▸ **Written exercise**
Please set down all the lines beneath this one exactly, without the pictures.

▸ **Data excerpt**
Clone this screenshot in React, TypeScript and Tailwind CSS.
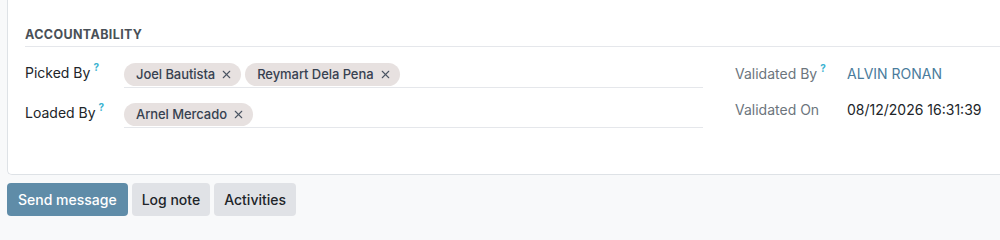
import { X } from 'lucide-react'

const PICKED = ['Joel Bautista', 'Reymart Dela Pena']
const LOADED = ['Arnel Mercado']

function Help() {
  return <sup className="ml-[3px] -top-[7px] text-[10px] font-bold text-[#3bb3d1]">?</sup>
}

function Chip({ name }: { name: string }) {
  return (
    <span className="inline-flex items-center gap-[5px] h-[23px] pl-[12px] pr-[8px] rounded-full bg-[#e7e1e0] text-[13px] font-medium text-[#374151] tracking-[-0.005em]">
      {name}
      <X size={13} strokeWidth={2} className="text-[#4b5563]" />
    </span>
  )
}

function ManyRow({ label, names }: { label: string; names: string[] }) {
  return (
    <div className="flex h-[40px] items-start">
      <div className="w-[99px] pt-[16px] text-[14px] text-[#212529] leading-[18px]">
        {label}
        <Help />
      </div>
      <div className="flex-1 h-[40px] flex items-start gap-[4px] pt-[15px] border-b border-[#e5e7eb]">
        {names.map((n) => (
          <Chip key={n} name={n} />
        ))}
      </div>
    </div>
  )
}

export default function App() {
  return (
    <div className="w-[1000px] h-[240px] overflow-hidden bg-[#f8f9fa] font-['Inter',sans-serif]">
      {/* Sheet */}
      <div className="ml-[7px] h-[175px] bg-white border-l border-b border-[#dee2e6] rounded-bl-[5px] pl-[17px] pt-[28px]">
        <div className="h-[19px] border-b border-[#e5e7eb] text-[12.5px] font-bold tracking-[0.03em] text-[#495057] leading-[13px]">
          ACCOUNTABILITY
        </div>

        <div className="flex mt-[1px]">
          <div className="w-[678px]">
            <ManyRow label="Picked By" names={PICKED} />
            <ManyRow label="Loaded By" names={LOADED} />
          </div>

          <div className="ml-[32px] pt-[17px] text-[14px] leading-[18px] flex flex-col gap-[18px]">
            <div className="flex">
              <span className="w-[112px] text-[#6c757d]">
                Validated By
                <Help />
              </span>
              <span className="text-[#4a7c9c]">ALVIN RONAN</span>
            </div>
            <div className="flex">
              <span className="w-[112px] text-[#6c757d]">Validated On</span>
              <span className="text-[#212529]">08/12/2026 16:31:39</span>
            </div>
          </div>
        </div>
      </div>

      {/* Chatter buttons */}
      <div className="flex gap-[4px] ml-[7px] mt-[8px]">
        <button className="h-[33px] px-[11px] rounded-[4px] bg-[#5f8ca8] text-white text-[14px] font-medium">
          Send message
        </button>
        <button className="h-[33px] px-[10px] rounded-[4px] bg-[#e0e2e6] text-[#212529] text-[14px] font-medium">
          Log note
        </button>
        <button className="h-[33px] px-[10px] rounded-[4px] bg-[#e0e2e6] text-[#212529] text-[14px] font-medium">
          Activities
        </button>
      </div>
    </div>
  )
}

▸ **Solved exercise**
Clone this screenshot in React, TypeScript and Tailwind CSS.
import { X } from 'lucide-react'

const PICKED = ['Joel Bautista', 'Reymart Dela Pena']
const LOADED = ['Arnel Mercado']

function Help() {
  return <sup className="ml-[3px] -top-[7px] text-[10px] font-bold text-[#3bb3d1]">?</sup>
}

function Chip({ name }: { name: string }) {
  return (
    <span className="inline-flex items-center gap-[5px] h-[23px] pl-[12px] pr-[8px] rounded-full bg-[#e7e1e0] text-[13px] font-medium text-[#374151] tracking-[-0.005em]">
      {name}
      <X size={13} strokeWidth={2} className="text-[#4b5563]" />
    </span>
  )
}

function ManyRow({ label, names }: { label: string; names: string[] }) {
  return (
    <div className="flex h-[40px] items-start">
      <div className="w-[99px] pt-[16px] text-[14px] text-[#212529] leading-[18px]">
        {label}
        <Help />
      </div>
      <div className="flex-1 h-[40px] flex items-start gap-[4px] pt-[15px] border-b border-[#e5e7eb]">
        {names.map((n) => (
          <Chip key={n} name={n} />
        ))}
      </div>
    </div>
  )
}

export default function App() {
  return (
    <div className="w-[1000px] h-[240px] overflow-hidden bg-[#f8f9fa] font-['Inter',sans-serif]">
      {/* Sheet */}
      <div className="ml-[7px] h-[175px] bg-white border-l border-b border-[#dee2e6] rounded-bl-[5px] pl-[17px] pt-[28px]">
        <div className="h-[19px] border-b border-[#e5e7eb] text-[12.5px] font-bold tracking-[0.03em] text-[#495057] leading-[13px]">
          ACCOUNTABILITY
        </div>

        <div className="flex mt-[1px]">
          <div className="w-[678px]">
            <ManyRow label="Picked By" names={PICKED} />
            <ManyRow label="Loaded By" names={LOADED} />
          </div>

          <div className="ml-[32px] pt-[17px] text-[14px] leading-[18px] flex flex-col gap-[18px]">
            <div className="flex">
              <span className="w-[112px] text-[#6c757d]">
                Validated By
                <Help />
              </span>
              <span className="text-[#4a7c9c]">ALVIN RONAN</span>
            </div>
            <div className="flex">
              <span className="w-[112px] text-[#6c757d]">Validated On</span>
              <span className="text-[#212529]">08/12/2026 16:31:39</span>
            </div>
          </div>
        </div>
      </div>

      {/* Chatter buttons */}
      <div className="flex gap-[4px] ml-[7px] mt-[8px]">
        <button className="h-[33px] px-[11px] rounded-[4px] bg-[#5f8ca8] text-white text-[14px] font-medium">
          Send message
        </button>
        <button className="h-[33px] px-[10px] rounded-[4px] bg-[#e0e2e6] text-[#212529] text-[14px] font-medium">
          Log note
        </button>
        <button className="h-[33px] px-[10px] rounded-[4px] bg-[#e0e2e6] text-[#212529] text-[14px] font-medium">
          Activities
        </button>
      </div>
    </div>
  )
}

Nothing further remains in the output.